When he decrees that every single Jewish male born should be killed by being thrown into the Nile river, there are no objections. No one would dare interfere or contradict his ruling.
And yet, it is his very own daughter, his own flesh and blood, that proves that where we come from need not determine where we go. More so, that who we have been is not the precedent for who we can be.
It is hard for children to have their own opinions when what we think of as right or wrong is largely determined by what our parents teach us to be the case. Our parents are all-knowing, all-powerful and infallible. Until they aren’t. And recognizing that reality is a harsh blow. Realizing that my mother or father may be wrong, that my opinion might have validity, or that I don’t want to follow in their footsteps, is a very difficult stage to reach.
We see that even in the worst, most twisted and dysfunctional of homes, children often take responsibility for their abuse because it is easier to believe that they did something wrong and to deserve it than to believe that their parents would want to cause them pain and suffering.
And more so, there is always the fear that children will grow up to mimic what they see. If it was done to me then I can do it to another. If my mom drank then I can drink. If my father hit me than I can hit my son. On and on.
Yet it doesn’t need to be that way. There is nothing that predetermines that because we were raised one way that we need to repeat any destructive cycle. Not only don’t we have to. We simply cannot.
At some point in Batya’s childhood she realized that what she was being taught was not what she believed. It was wrong. And she wasn’t going to do it.
So she decided to go against all she knew, all she was raised with, all that was comfortable and familiar, and change to her core who she was. She was going to convert to Judaism. Not only would this be the ultimate slap in the face to her father, but it would be the most transformative thing for her life.
She knew she had to immerse in the mikvah in order to convert, and she chose to do so when it would go unnoticed. She therefore rose while it was still night, and she snuck out of the palace to go to the Nile river to become a Jew.
While there, on the banks of the river, she heard the sounds of a crying baby. She clearly knew her father’s sick decree and understood immediately that a Jewish baby boy was in the water. While she had come thinking her reason for being there was for herself and her conversion, clearly her mission was to save a life. And as we know, not just any life, but that of Moses, the leader of the Jewish people.
But there was a problem. He was too far away. It was dark and she couldn’t see him and wouldn’t be able to reach him. But she was determined to save his life, so even though not rational or practical, she stretched out her arm.
And miraculously, her arm extended itself, many times over, and she was able to grab him and save him (Talmud, Rashi).
But the miracle is not just that she reached him when he was impossibly far to reach. The miracle is that she even tried.
It is so easy when something is out of our reach to just give up. What is the point of stretching ourselves when everything points to failure? And yet, she succeeded because she tried. She reached him because she stretched herself. It was not her ability that made it possible, but her desire.

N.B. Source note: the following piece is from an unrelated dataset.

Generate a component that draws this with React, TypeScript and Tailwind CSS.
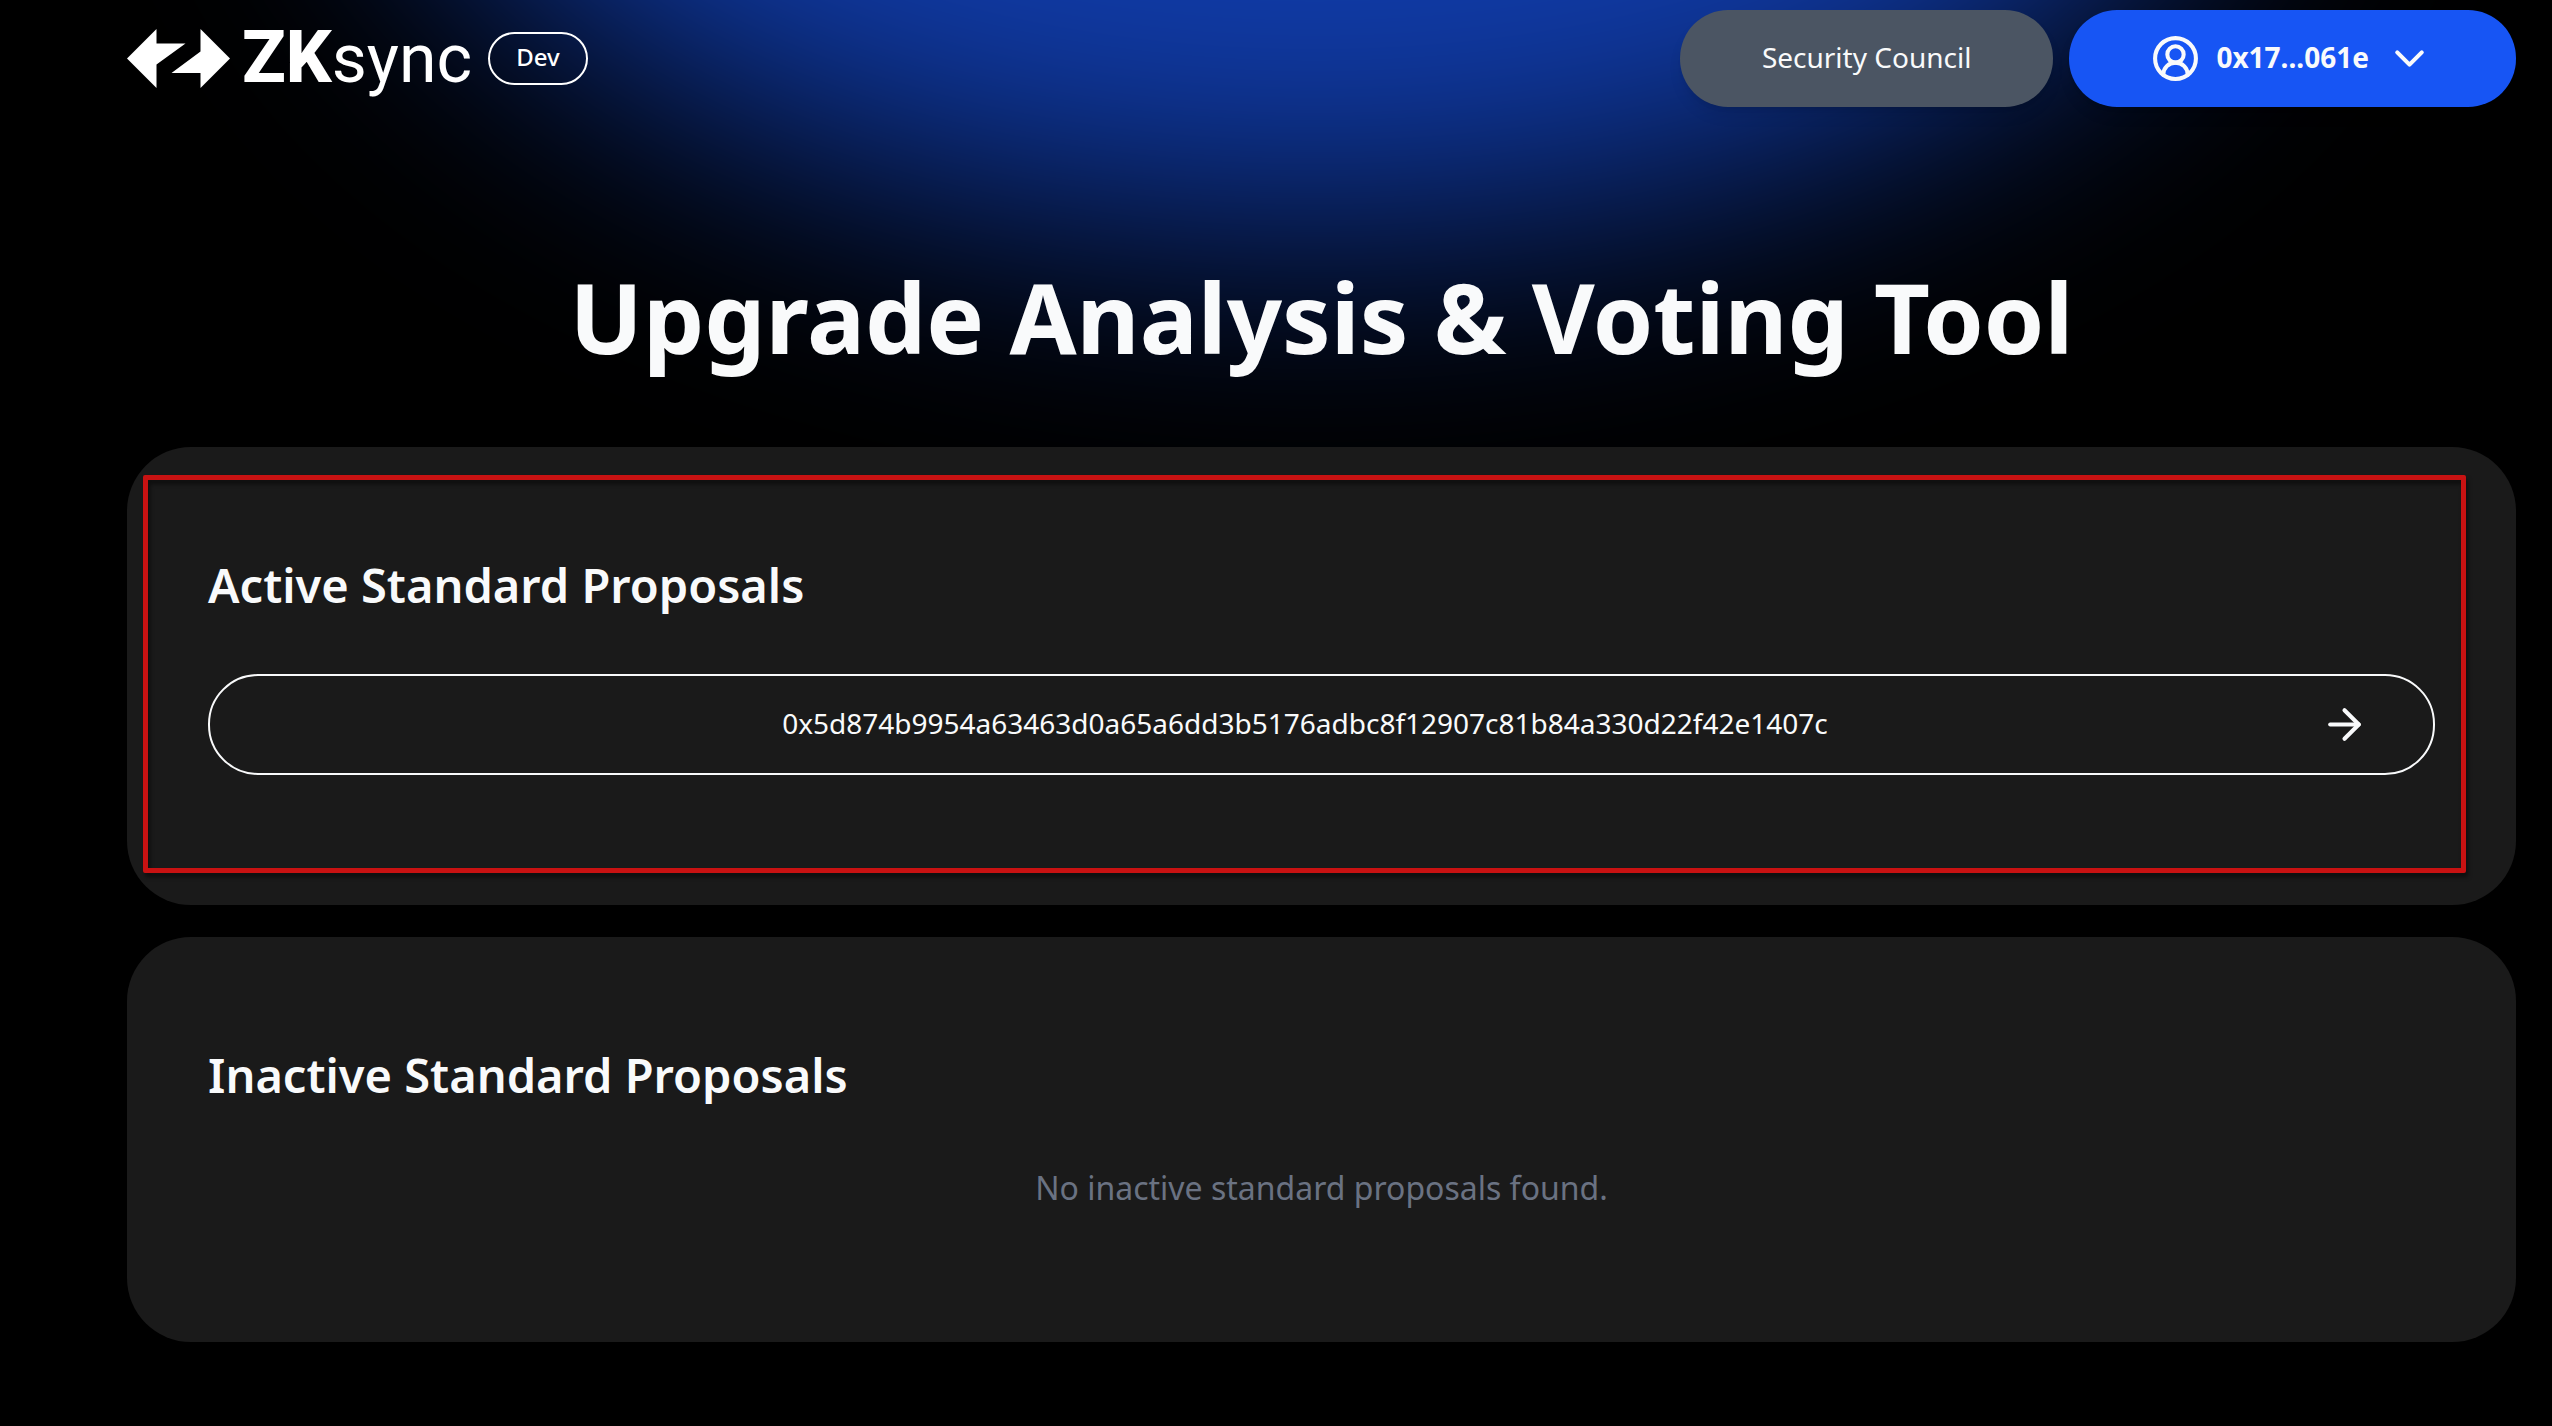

We read stories like this all the time. The mother that manages to lift a car because her baby is trapped underneath. The guy who jumps into the train tracks to save a man who has fallen, even though a train is speeding his way. There are times that we believe so strongly in what needs to be done that we ignore the obstacles in the way. And when we refuse to see the surrounding darkness, we create the light that makes that darkness disappear.
As will be discussed in the next article on the letter Vav that begins this verse, the Vav is all about connection. It is the hook. And when Batya puts out her arm, the outstretched arm that physically resembles a Vav, she connects with the Jewish people and with herself in the deepest of ways.
And her impact is never forgotten. For it is the name that she gives this baby boy that is how he is called throughout the rest of the Torah and we are told that even G-d called him by no other name (Midrash Rabbah). She names him Moshe (Moses) for she drew him from the water, “m’hamayim meshitihu” (Exodus 2:10).
But it is not only his name that is changed but hers as well.
For she is no longer Bat Pharoah, the daughter of Pharoah, but rather Batya, which is the daughter of G-d. For G-d is her true Father, the One who guides her, educates her, and teaches her who she truly is, who she always truly was and who she is capable of becoming.